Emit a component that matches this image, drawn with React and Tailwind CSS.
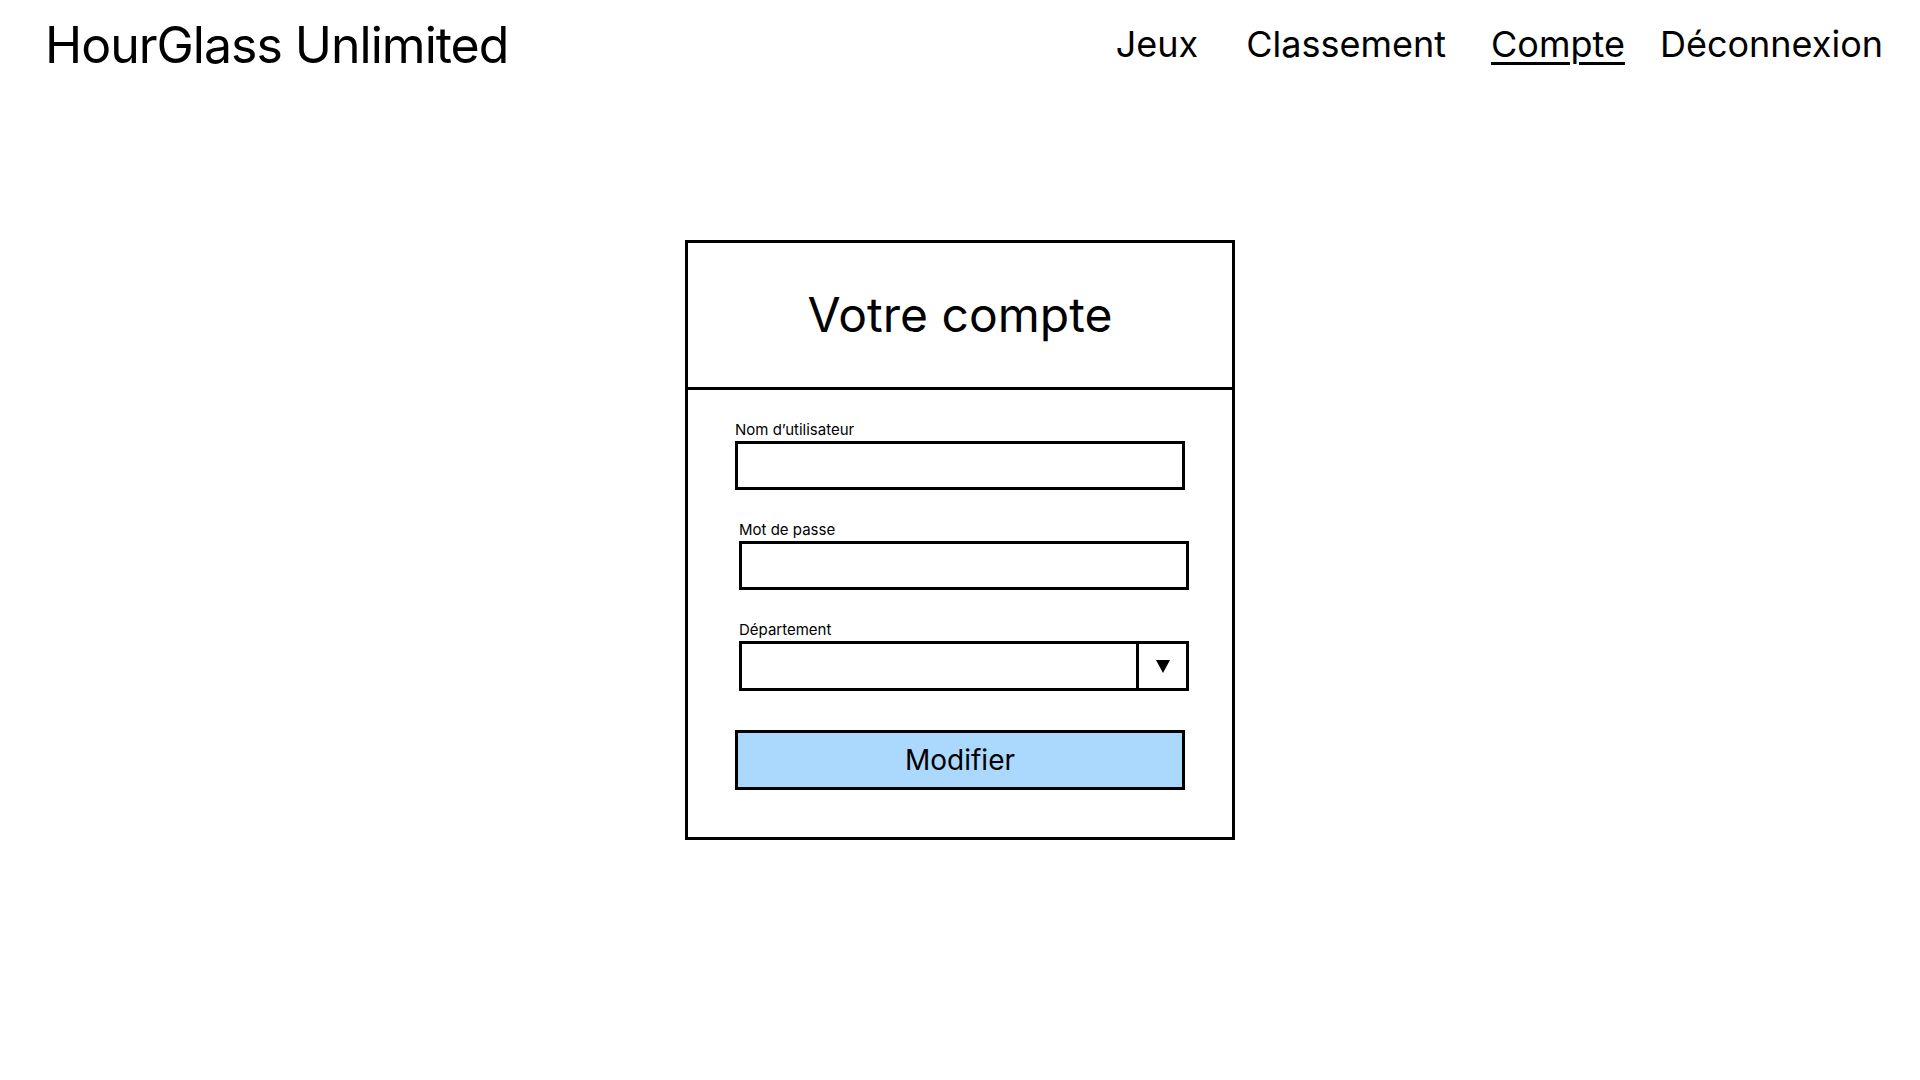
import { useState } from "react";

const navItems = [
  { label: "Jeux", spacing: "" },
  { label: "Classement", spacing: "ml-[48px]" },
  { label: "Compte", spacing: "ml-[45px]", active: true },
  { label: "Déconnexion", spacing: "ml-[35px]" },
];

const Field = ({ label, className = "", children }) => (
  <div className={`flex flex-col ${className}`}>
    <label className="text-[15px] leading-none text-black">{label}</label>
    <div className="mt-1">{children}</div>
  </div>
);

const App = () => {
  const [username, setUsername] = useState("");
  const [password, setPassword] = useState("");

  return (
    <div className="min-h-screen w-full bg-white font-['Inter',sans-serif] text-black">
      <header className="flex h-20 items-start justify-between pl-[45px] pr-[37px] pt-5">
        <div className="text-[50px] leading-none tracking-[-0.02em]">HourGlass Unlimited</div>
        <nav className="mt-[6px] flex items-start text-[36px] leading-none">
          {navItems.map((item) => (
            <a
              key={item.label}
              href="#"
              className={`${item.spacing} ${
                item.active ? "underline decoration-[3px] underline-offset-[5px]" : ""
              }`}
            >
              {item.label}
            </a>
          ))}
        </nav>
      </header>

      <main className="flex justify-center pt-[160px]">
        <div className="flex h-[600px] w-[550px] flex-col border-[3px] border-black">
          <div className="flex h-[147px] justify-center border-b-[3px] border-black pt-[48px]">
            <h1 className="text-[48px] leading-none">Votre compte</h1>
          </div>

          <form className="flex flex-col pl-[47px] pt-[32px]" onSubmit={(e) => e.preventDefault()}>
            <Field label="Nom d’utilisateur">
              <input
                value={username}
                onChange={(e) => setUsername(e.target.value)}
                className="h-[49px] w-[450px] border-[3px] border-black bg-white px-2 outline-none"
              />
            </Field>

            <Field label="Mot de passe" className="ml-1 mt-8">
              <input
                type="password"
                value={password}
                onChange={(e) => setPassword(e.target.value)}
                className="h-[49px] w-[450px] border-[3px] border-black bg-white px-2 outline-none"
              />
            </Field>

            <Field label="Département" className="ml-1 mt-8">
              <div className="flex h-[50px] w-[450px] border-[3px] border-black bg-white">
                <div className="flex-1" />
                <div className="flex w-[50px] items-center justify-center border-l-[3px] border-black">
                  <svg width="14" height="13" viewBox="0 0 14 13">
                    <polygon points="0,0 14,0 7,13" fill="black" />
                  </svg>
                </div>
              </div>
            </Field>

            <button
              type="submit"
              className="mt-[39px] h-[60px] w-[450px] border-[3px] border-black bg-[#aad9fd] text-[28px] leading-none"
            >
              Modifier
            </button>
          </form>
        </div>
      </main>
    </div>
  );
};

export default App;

━━━━━━

= Written problem =
Transcribe the opening line of the listing above, please, and every line after it through the line with "const [password, setPassword]", word for word, without pictures.

= The solution =
Emit a component that matches this image, drawn with React and Tailwind CSS.
import { useState } from "react";

const navItems = [
  { label: "Jeux", spacing: "" },
  { label: "Classement", spacing: "ml-[48px]" },
  { label: "Compte", spacing: "ml-[45px]", active: true },
  { label: "Déconnexion", spacing: "ml-[35px]" },
];

const Field = ({ label, className = "", children }) => (
  <div className={`flex flex-col ${className}`}>
    <label className="text-[15px] leading-none text-black">{label}</label>
    <div className="mt-1">{children}</div>
  </div>
);

const App = () => {
  const [username, setUsername] = useState("");
  const [password, setPassword] = useState("");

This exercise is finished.